Anna performs "The Woman Who Sings" at a major music competition, marking a new chapter in her career. The song’s profound emotional resonance propels her to unprecedented fame, cementing her status as the No. 1 star of the Soviet stage. The film concludes with scenes of Anna at the peak of her success, touring major cities, performing in grand venues, and captivating audiences with her powerful voice. Yet, despite her professional triumphs, she remains a lonely and introspective figure, burdened by the sacrifices she made along the way. Through it all, the film explores Anna’s struggle to reconcile her personal desires with her artistic ambition, culminating in her transformation into a celebrated, albeit solitary, icon.

==Cast==
- Alla Pugacheva - Anna Streltsova
- Alla Budnitskaya - Masha, Anna's girlfriend
- Nikolay Volkov - Andrei, the poet
- Alexander Khochinsky - Valentin, Anna's husband
- Vadim Aleksandrov - Ivan Stepanovich Klimkin (Stepanych), administrator
- Leonid Garin - Leon, head of the ensemble
- Vladimir Shubarin - dancer
- Yuri Belov - passenger in an airplane
- Ilya Rutberg - Mikhail, Head of the Dance and Instrumental Ensemble

==Music==
===Soundtrack===
Originally Aleksandr Zatsepin was to score the soundtrack. However, during the filming there was a conflict between Zatsepin and Pugacheva due to the fact that she, without warning him in advance, inserted her songs (under the pseudonym Boris Gorbonos) without his knowledge. Because of this, Zatsepin refused to be the composer, but agreed to leave his songs in the film. As a result, all background music was written by Alla Pugacheva.

Background music in the picture consists of two compositions, which later became songs in Pugacheva's repertoire. The episode with the child, as well as the conversation with Andrei and a rehearsal before the contest, is accompanied by a melody that later became the song "I Will Not Give You to Anyone" (Alla Pugacheva's music, Larisa Kulikova's lyrics, appeared in the repertoire of the singer in 1987). In the scene of the last conversation, Streltsova and her husband behind the scenes sounded vocalizing this melody.

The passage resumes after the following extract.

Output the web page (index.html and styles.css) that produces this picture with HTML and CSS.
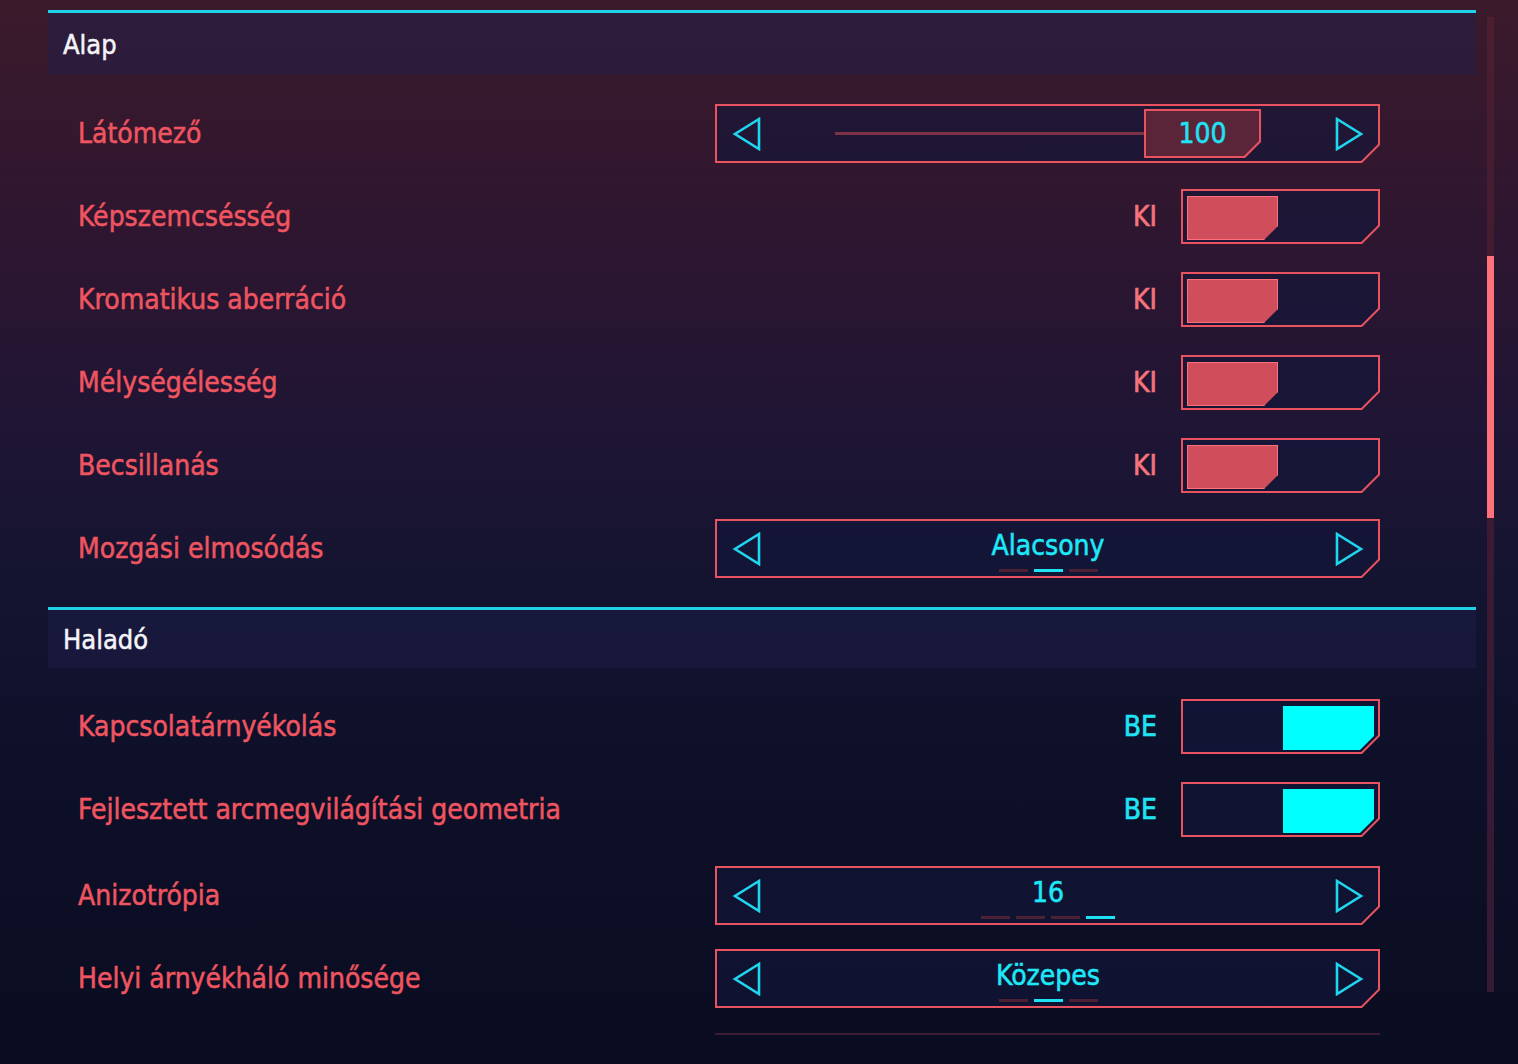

At the last minute of the film the montage of Streltsova walking on the observation deck on the Lenin Hills, along the Victory Park in Tolyatti, a concert at the Volgar Sports Palace in Tolyatti is accompanied by a melody that later became the song "Applying all Force" (Alla Pugacheva's music, the words of Yevgeny Yevtushenko, appeared in the repertoire of the singer in 1978).

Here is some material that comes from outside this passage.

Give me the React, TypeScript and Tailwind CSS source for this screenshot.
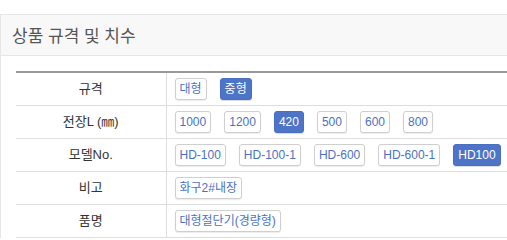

Also in the film was to sound the song "In the Grove of the Guelder-rose" to the music of Alla Pugacheva and verses of Yunna Morits, however the poet forbade the song to be used for her poems in the film. Subsequently, Pugacheva put other lyrics — a poem by Oleg Milyavsky, on original music of this song and so in Pugachev's repertoire appeared the song "Dad Bought a Car". Additionally, in the episode of the concert at the Railwaymen's Club, before the song "Come" sounded the first few measures of the song "What was Once", which was recorded by Pugacheva for the movie 31 June but did not make it into the film.

The text of the song "The Woman Who Sings" was originally written by the poet Qaysin Quli in Karachay-Balkar language, translated into Russian by Naum Grebnev and was called "The Woman I Love". Pugacheva removed two verses, changed the viewpoint from the third to the first person and amended the last line in the verses.

The song "If Long Suffering" was recorded for the movie The Cook and the Singer (1978) and sounded there in full. According to the original idea, this song should not have been in the "Woman Who Sings".

===Songs===

| No. | Title | Lyrics | Music | Length |
|---|---|---|---|---|
| 1. | "Pesenka pro menya" | Leonid Derbenyov | Aleksandr Zatsepin |  |
| 2. | "Esli dolgo muchitsa" (Fragment) | Leonid Derbenyov | Aleksandr Zatsepin |  |
| 3. | "Etot mir" | Leonid Derbenyov | Aleksandr Zatsepin |  |
| 4. | "O lyubvi ne govori" | Naum Labkovskiy | Moisei Ferkelman |  |
| 5. | "Priezhai" | Alla Pugacheva | Alla Pugacheva |  |
| 6. | "Pro estradu" | Leonid Derbenyov | Aleksandr Zatsepin |  |
| 7. | "Ty ne stal sudboy" | Leonid Derbenyov | Aleksandr Zatsepin |  |
| 8. | "Zhenschina, kotoraya poyot" | Qaysin Quli (translation Naum Grebnev) | Alla Pugacheva, Leonid Garin |  |
| 9. | "Sonet № 90" | William Shakespeare (translation Samuil Marshak) | Alla Pugacheva |  |
| 10. | "Da" | Leonid Derbenyov | Aleksandr Zatsepin |  |

==Reception==
During the time of its release, the film had a mixed critical reception.